Die Linke legte ein «Sofortprogramm» vor, in dem sich die Partei offen für ein Bündnis mit SPD und Grünen stark macht: «Es gibt in diesem Land eine Mehrheit, die Ungleichheit und Armut nicht länger hinnehmen will», heißt es dort. Man könne nicht noch einmal vier Jahre so weitermachen, sagte Linken-Chefin Janine Wissler im ZDF-«Morgenmagazin». «Und da, finde ich, sollten SPD, Grüne und Linke gemeinsam nach der Wahl, wenn es eine Mehrheit gibt, sehr ernsthaft sondieren, ob man sie nutzen kann.»

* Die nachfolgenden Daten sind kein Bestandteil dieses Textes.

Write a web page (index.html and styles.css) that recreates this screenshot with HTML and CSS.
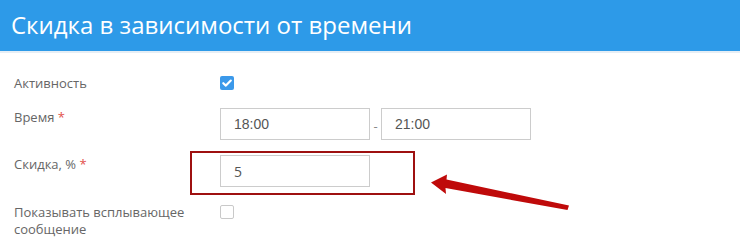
FILE: index.html
```html
<!DOCTYPE html>
<html lang="ru">
<head>
<meta charset="utf-8">
<title>Скидка в зависимости от времени</title>
<link rel="stylesheet" href="styles.css">
</head>
<body>
<div class="page">
  <header class="header">
    <h1 class="title">Скидка в зависимости от времени</h1>
  </header>
  <form class="form">
    <div class="row row-active">
      <div class="label">Активность</div>
      <div class="field"><span class="check checked"><svg viewBox="0 0 14 14" width="14" height="14"><path d="M3.3 7.2 L5.9 9.6 L10.8 4.6" fill="none" stroke="#fff" stroke-width="2.2" stroke-linecap="round" stroke-linejoin="round"/></svg></span></div>
    </div>
    <div class="row row-time">
      <div class="label">Время <span class="req">*</span></div>
      <div class="field time">
        <div class="input">18:00</div>
        <span class="dash">-</span>
        <div class="input">21:00</div>
      </div>
    </div>
    <div class="row row-discount">
      <div class="label">Скидка, % <span class="req">*</span></div>
      <div class="field highlight">
        <div class="input">5</div>
      </div>
    </div>
    <div class="row row-popup">
      <div class="label">Показывать всплывающее сообщение</div>
      <div class="field"><span class="check"></span></div>
    </div>
  </form>
  <svg class="arrow" viewBox="0 0 740 243" width="740" height="243">
    <polygon points="431,182.5 447,174.5 446.5,179.5 569,205.5 567.5,210 445.5,188 446,194" fill="#bf0a0a"/>
  </svg>
</div>
</body>
</html>
```

FILE: styles.css
```css
html, body {
  margin: 0;
  padding: 0;
  background: #ffffff;
}

.page {
  position: relative;
  width: 740px;
  height: 243px;
  overflow: hidden;
  font-family: "Open Sans", "Liberation Sans", sans-serif;
}

.header {
  height: 51px;
  background: #2d9ae8;
  border-bottom: 2px solid #e6eef5;
  display: flex;
  align-items: center;
  padding-left: 11px;
}

.title {
  margin: 0;
  font-weight: 400;
  font-size: 24px;
  color: #ffffff;
  line-height: 32px;
  padding-bottom: 2px;
}

.form {
  display: flex;
  flex-direction: column;
  padding-top: 21px;
  padding-left: 14px;
}

.row {
  display: grid;
  grid-template-columns: 206px 1fr;
  align-items: start;
}

.row-time { margin-top: 16px; }
.row-discount { margin-top: 15px; }
.row-popup { margin-top: 17px; }

.label {
  font-size: 13px;
  line-height: 18px;
  color: #666666;
  width: 180px;
}

.row-popup .label {
  line-height: 17px;
}

.req {
  color: #e2504a;
}

.field {
  display: flex;
  align-items: center;
}

.check {
  box-sizing: border-box;
  display: inline-flex;
  width: 14px;
  height: 14px;
  border: 1px solid #c9c9c9;
  border-radius: 2px;
  background: #fff;
  margin-top: 2px;
}

.row-popup .check {
  margin-top: 1px;
}

.check.checked {
  border: none;
  background: #3b99ea;
}

.input {
  box-sizing: border-box;
  width: 150px;
  height: 32px;
  border: 1px solid #cccccc;
  padding-left: 13px;
  display: flex;
  align-items: center;
  font-family: "Liberation Sans", Arial, sans-serif;
  font-size: 14px;
  color: #555555;
}

.row-discount .input {
  font-family: "Open Sans", "Liberation Sans", sans-serif;
}

.dash {
  width: 11px;
  text-align: center;
  font-size: 13px;
  color: #888;
  padding-top: 3px;
}

.highlight {
  position: relative;
}

.highlight::before {
  content: "";
  position: absolute;
  left: -30px;
  top: -4px;
  width: 225px;
  height: 44px;
  box-sizing: border-box;
  border: 2px solid #9e1010;
  pointer-events: none;
}

.arrow {
  position: absolute;
  left: 0;
  top: 0;
  pointer-events: none;
}
```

Vor diesem Hintergrund warnte CDU-Fraktionschef Ralph Brinkhaus bei einer Sitzung der CDU/CSU-Bundestagsfraktion, ein Linksbündnis werde zu einem anderen Land führen. Der CSU-Vorsitzende Markus Söder erklärte im niederbayerischen Abensberg, mit Scholz kämen auch Menschen wie Esken in die Regierung, «die den demokratischen Sozialismus für eine prima Idee hält». Dann drohten Steuererhöhungen, ein «Mount Everest an Schulden» und neue Verbote, die das Land zurück in die Steinzeit führten. Ähnlich äußerte sich FDP-Vize Alexander Graf Lambsdorff auf Twitter: «Wer Olaf Scholz wählt, wählt in Wahrheit Saskia Esken und Dietmar Bartsch.»

Anlass für die Debatte sind die jüngsten Umfragen, die die SPD bis zu fünf Prozentpunkte vor der Union auf Platz eins sehen. Trotzdem dieser Werte rief Bundeskanzlerin Angela Merkel (CDU) die Union zu einem selbstbewussten Wahlkampf auf. Auf die 16 Regierungsjahre könne man stolz sein, sagte Merkel nach Informationen der Deutschen Presse-Agentur in der wohl letzten Fraktionssitzung vor der Wahl. Unionskanzlerkandidat Armin Laschet (CDU) will bis zum Wahlabend nicht mehr über Umfragen sprechen. Bei einem Besuch in Heidelberg sagte er: «Dieses tägliche Klicken von Umfragen mag spannend sein. Ich sage, wie es mit Deutschland weitergehen soll.»